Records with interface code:

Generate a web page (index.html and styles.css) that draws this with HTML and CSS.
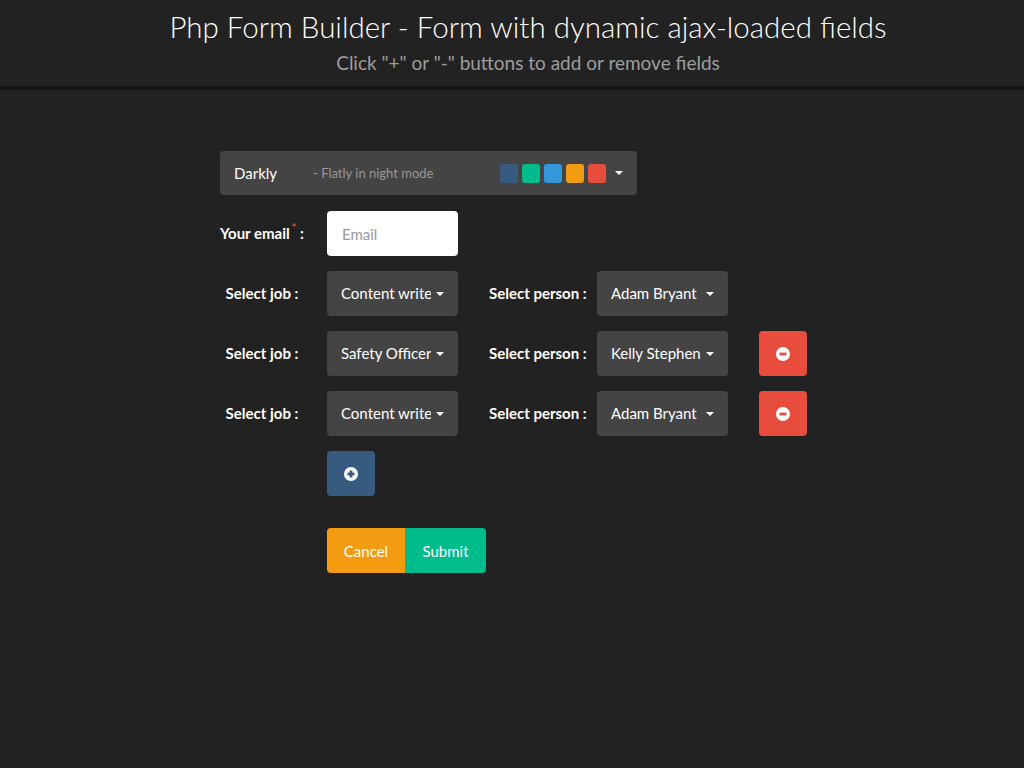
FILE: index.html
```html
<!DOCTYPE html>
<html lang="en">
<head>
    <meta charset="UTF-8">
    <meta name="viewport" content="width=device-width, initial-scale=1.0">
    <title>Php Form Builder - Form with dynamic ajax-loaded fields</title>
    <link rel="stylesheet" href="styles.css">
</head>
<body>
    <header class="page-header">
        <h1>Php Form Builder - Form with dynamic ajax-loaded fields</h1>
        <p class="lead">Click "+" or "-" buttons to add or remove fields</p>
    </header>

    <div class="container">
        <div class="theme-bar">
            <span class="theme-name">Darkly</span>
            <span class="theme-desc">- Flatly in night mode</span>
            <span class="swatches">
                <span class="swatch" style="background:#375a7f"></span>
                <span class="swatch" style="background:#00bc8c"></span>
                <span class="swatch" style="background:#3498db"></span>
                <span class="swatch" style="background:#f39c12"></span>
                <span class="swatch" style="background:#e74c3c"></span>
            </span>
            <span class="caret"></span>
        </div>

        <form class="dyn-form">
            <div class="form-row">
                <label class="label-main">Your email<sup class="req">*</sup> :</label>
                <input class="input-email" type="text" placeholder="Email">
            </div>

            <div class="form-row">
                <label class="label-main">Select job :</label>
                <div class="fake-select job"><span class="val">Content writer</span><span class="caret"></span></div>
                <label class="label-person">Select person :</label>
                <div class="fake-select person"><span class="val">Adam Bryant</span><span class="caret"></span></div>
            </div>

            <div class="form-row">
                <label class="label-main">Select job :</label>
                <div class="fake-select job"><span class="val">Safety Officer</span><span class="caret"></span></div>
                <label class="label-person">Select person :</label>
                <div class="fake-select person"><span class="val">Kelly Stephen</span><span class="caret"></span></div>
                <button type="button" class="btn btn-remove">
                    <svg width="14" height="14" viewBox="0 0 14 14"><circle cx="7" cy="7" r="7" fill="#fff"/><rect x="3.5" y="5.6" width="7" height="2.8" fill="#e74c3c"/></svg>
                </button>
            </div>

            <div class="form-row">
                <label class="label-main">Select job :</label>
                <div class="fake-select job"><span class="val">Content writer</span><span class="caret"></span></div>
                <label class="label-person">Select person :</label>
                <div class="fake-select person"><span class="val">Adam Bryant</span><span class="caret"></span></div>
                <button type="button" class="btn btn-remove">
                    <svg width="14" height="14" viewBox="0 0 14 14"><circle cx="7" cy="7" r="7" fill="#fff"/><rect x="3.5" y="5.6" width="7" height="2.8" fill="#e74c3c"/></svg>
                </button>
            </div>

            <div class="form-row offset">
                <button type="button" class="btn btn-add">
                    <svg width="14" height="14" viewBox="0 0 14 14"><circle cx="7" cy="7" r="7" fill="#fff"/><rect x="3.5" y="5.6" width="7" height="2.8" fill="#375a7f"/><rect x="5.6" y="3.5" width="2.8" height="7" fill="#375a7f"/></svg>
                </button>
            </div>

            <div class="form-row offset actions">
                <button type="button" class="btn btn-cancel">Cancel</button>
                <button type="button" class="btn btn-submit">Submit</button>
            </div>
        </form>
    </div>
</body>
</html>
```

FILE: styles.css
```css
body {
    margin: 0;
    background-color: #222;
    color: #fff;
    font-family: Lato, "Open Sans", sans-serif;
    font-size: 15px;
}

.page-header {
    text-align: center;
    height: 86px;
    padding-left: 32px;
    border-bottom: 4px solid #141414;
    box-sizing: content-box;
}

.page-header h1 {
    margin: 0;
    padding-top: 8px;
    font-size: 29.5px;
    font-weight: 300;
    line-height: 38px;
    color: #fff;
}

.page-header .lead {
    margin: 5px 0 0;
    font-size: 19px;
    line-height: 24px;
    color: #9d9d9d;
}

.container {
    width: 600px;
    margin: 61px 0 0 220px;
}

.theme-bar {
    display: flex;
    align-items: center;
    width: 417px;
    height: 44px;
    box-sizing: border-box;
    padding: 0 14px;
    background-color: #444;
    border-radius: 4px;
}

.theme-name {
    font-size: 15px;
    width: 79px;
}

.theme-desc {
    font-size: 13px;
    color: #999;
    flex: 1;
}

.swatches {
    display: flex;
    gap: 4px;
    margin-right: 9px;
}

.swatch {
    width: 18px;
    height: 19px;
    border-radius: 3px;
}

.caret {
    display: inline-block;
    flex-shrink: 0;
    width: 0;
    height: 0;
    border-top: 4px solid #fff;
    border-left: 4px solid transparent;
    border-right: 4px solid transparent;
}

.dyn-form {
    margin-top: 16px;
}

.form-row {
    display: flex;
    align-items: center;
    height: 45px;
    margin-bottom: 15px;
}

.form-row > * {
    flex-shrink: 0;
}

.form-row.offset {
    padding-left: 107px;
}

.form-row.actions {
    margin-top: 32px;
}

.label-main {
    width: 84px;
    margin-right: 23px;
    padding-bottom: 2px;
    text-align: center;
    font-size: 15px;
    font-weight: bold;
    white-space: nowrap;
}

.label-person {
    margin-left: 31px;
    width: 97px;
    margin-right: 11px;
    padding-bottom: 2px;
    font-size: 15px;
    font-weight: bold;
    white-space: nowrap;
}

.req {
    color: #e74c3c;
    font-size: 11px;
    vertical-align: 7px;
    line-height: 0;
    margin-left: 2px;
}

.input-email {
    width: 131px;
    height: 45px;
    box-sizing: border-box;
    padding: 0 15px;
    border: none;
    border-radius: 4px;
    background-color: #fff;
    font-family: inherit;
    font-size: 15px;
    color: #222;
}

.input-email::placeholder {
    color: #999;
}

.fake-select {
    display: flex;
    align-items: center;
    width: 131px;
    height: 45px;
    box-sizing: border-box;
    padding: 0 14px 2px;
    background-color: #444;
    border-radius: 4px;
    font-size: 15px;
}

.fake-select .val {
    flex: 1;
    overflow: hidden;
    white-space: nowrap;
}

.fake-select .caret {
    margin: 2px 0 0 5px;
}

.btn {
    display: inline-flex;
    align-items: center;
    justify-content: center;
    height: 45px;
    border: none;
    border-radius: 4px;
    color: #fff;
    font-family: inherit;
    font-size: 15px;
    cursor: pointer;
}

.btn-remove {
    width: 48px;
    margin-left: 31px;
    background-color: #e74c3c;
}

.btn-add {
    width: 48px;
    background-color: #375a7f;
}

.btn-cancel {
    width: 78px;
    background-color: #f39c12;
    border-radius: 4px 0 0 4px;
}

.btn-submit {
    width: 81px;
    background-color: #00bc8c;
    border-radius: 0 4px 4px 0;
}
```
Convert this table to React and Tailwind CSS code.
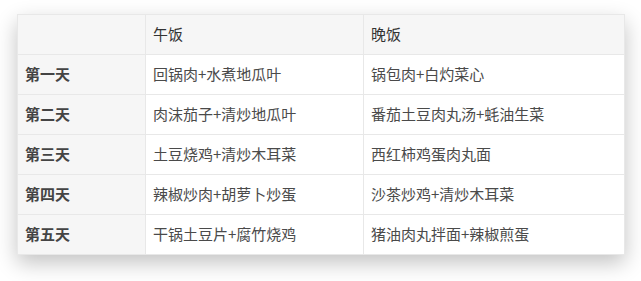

- Brief
Transcribe the listing in full and omit the pictures.

- Expected output
Generate a web page (index.html and styles.css) that draws this with HTML and CSS.
FILE: index.html
```html
<!DOCTYPE html>
<html lang="en">
<head>
    <meta charset="UTF-8">
    <meta name="viewport" content="width=device-width, initial-scale=1.0">
    <title>Php Form Builder - Form with dynamic ajax-loaded fields</title>
    <link rel="stylesheet" href="styles.css">
</head>
<body>
    <header class="page-header">
        <h1>Php Form Builder - Form with dynamic ajax-loaded fields</h1>
        <p class="lead">Click "+" or "-" buttons to add or remove fields</p>
    </header>

    <div class="container">
        <div class="theme-bar">
            <span class="theme-name">Darkly</span>
            <span class="theme-desc">- Flatly in night mode</span>
            <span class="swatches">
                <span class="swatch" style="background:#375a7f"></span>
                <span class="swatch" style="background:#00bc8c"></span>
                <span class="swatch" style="background:#3498db"></span>
                <span class="swatch" style="background:#f39c12"></span>
                <span class="swatch" style="background:#e74c3c"></span>
            </span>
            <span class="caret"></span>
        </div>

        <form class="dyn-form">
            <div class="form-row">
                <label class="label-main">Your email<sup class="req">*</sup> :</label>
                <input class="input-email" type="text" placeholder="Email">
            </div>

            <div class="form-row">
                <label class="label-main">Select job :</label>
                <div class="fake-select job"><span class="val">Content writer</span><span class="caret"></span></div>
                <label class="label-person">Select person :</label>
                <div class="fake-select person"><span class="val">Adam Bryant</span><span class="caret"></span></div>
            </div>

            <div class="form-row">
                <label class="label-main">Select job :</label>
                <div class="fake-select job"><span class="val">Safety Officer</span><span class="caret"></span></div>
                <label class="label-person">Select person :</label>
                <div class="fake-select person"><span class="val">Kelly Stephen</span><span class="caret"></span></div>
                <button type="button" class="btn btn-remove">
                    <svg width="14" height="14" viewBox="0 0 14 14"><circle cx="7" cy="7" r="7" fill="#fff"/><rect x="3.5" y="5.6" width="7" height="2.8" fill="#e74c3c"/></svg>
                </button>
            </div>

            <div class="form-row">
                <label class="label-main">Select job :</label>
                <div class="fake-select job"><span class="val">Content writer</span><span class="caret"></span></div>
                <label class="label-person">Select person :</label>
                <div class="fake-select person"><span class="val">Adam Bryant</span><span class="caret"></span></div>
                <button type="button" class="btn btn-remove">
                    <svg width="14" height="14" viewBox="0 0 14 14"><circle cx="7" cy="7" r="7" fill="#fff"/><rect x="3.5" y="5.6" width="7" height="2.8" fill="#e74c3c"/></svg>
                </button>
            </div>

            <div class="form-row offset">
                <button type="button" class="btn btn-add">
                    <svg width="14" height="14" viewBox="0 0 14 14"><circle cx="7" cy="7" r="7" fill="#fff"/><rect x="3.5" y="5.6" width="7" height="2.8" fill="#375a7f"/><rect x="5.6" y="3.5" width="2.8" height="7" fill="#375a7f"/></svg>
                </button>
            </div>

            <div class="form-row offset actions">
                <button type="button" class="btn btn-cancel">Cancel</button>
                <button type="button" class="btn btn-submit">Submit</button>
            </div>
        </form>
    </div>
</body>
</html>
```

FILE: styles.css
```css
body {
    margin: 0;
    background-color: #222;
    color: #fff;
    font-family: Lato, "Open Sans", sans-serif;
    font-size: 15px;
}

.page-header {
    text-align: center;
    height: 86px;
    padding-left: 32px;
    border-bottom: 4px solid #141414;
    box-sizing: content-box;
}

.page-header h1 {
    margin: 0;
    padding-top: 8px;
    font-size: 29.5px;
    font-weight: 300;
    line-height: 38px;
    color: #fff;
}

.page-header .lead {
    margin: 5px 0 0;
    font-size: 19px;
    line-height: 24px;
    color: #9d9d9d;
}

.container {
    width: 600px;
    margin: 61px 0 0 220px;
}

.theme-bar {
    display: flex;
    align-items: center;
    width: 417px;
    height: 44px;
    box-sizing: border-box;
    padding: 0 14px;
    background-color: #444;
    border-radius: 4px;
}

.theme-name {
    font-size: 15px;
    width: 79px;
}

.theme-desc {
    font-size: 13px;
    color: #999;
    flex: 1;
}

.swatches {
    display: flex;
    gap: 4px;
    margin-right: 9px;
}

.swatch {
    width: 18px;
    height: 19px;
    border-radius: 3px;
}

.caret {
    display: inline-block;
    flex-shrink: 0;
    width: 0;
    height: 0;
    border-top: 4px solid #fff;
    border-left: 4px solid transparent;
    border-right: 4px solid transparent;
}

.dyn-form {
    margin-top: 16px;
}

.form-row {
    display: flex;
    align-items: center;
    height: 45px;
    margin-bottom: 15px;
}

.form-row > * {
    flex-shrink: 0;
}

.form-row.offset {
    padding-left: 107px;
}

.form-row.actions {
    margin-top: 32px;
}

.label-main {
    width: 84px;
    margin-right: 23px;
    padding-bottom: 2px;
    text-align: center;
    font-size: 15px;
    font-weight: bold;
    white-space: nowrap;
}

.label-person {
    margin-left: 31px;
    width: 97px;
    margin-right: 11px;
    padding-bottom: 2px;
    font-size: 15px;
    font-weight: bold;
    white-space: nowrap;
}

.req {
    color: #e74c3c;
    font-size: 11px;
    vertical-align: 7px;
    line-height: 0;
    margin-left: 2px;
}

.input-email {
    width: 131px;
    height: 45px;
    box-sizing: border-box;
    padding: 0 15px;
    border: none;
    border-radius: 4px;
    background-color: #fff;
    font-family: inherit;
    font-size: 15px;
    color: #222;
}

.input-email::placeholder {
    color: #999;
}

.fake-select {
    display: flex;
    align-items: center;
    width: 131px;
    height: 45px;
    box-sizing: border-box;
    padding: 0 14px 2px;
    background-color: #444;
    border-radius: 4px;
    font-size: 15px;
}

.fake-select .val {
    flex: 1;
    overflow: hidden;
    white-space: nowrap;
}

.fake-select .caret {
    margin: 2px 0 0 5px;
}

.btn {
    display: inline-flex;
    align-items: center;
    justify-content: center;
    height: 45px;
    border: none;
    border-radius: 4px;
    color: #fff;
    font-family: inherit;
    font-size: 15px;
    cursor: pointer;
}

.btn-remove {
    width: 48px;
    margin-left: 31px;
    background-color: #e74c3c;
}

.btn-add {
    width: 48px;
    background-color: #375a7f;
}

.btn-cancel {
    width: 78px;
    background-color: #f39c12;
    border-radius: 4px 0 0 4px;
}

.btn-submit {
    width: 81px;
    background-color: #00bc8c;
    border-radius: 0 4px 4px 0;
}
```
Convert this table to React and Tailwind CSS code.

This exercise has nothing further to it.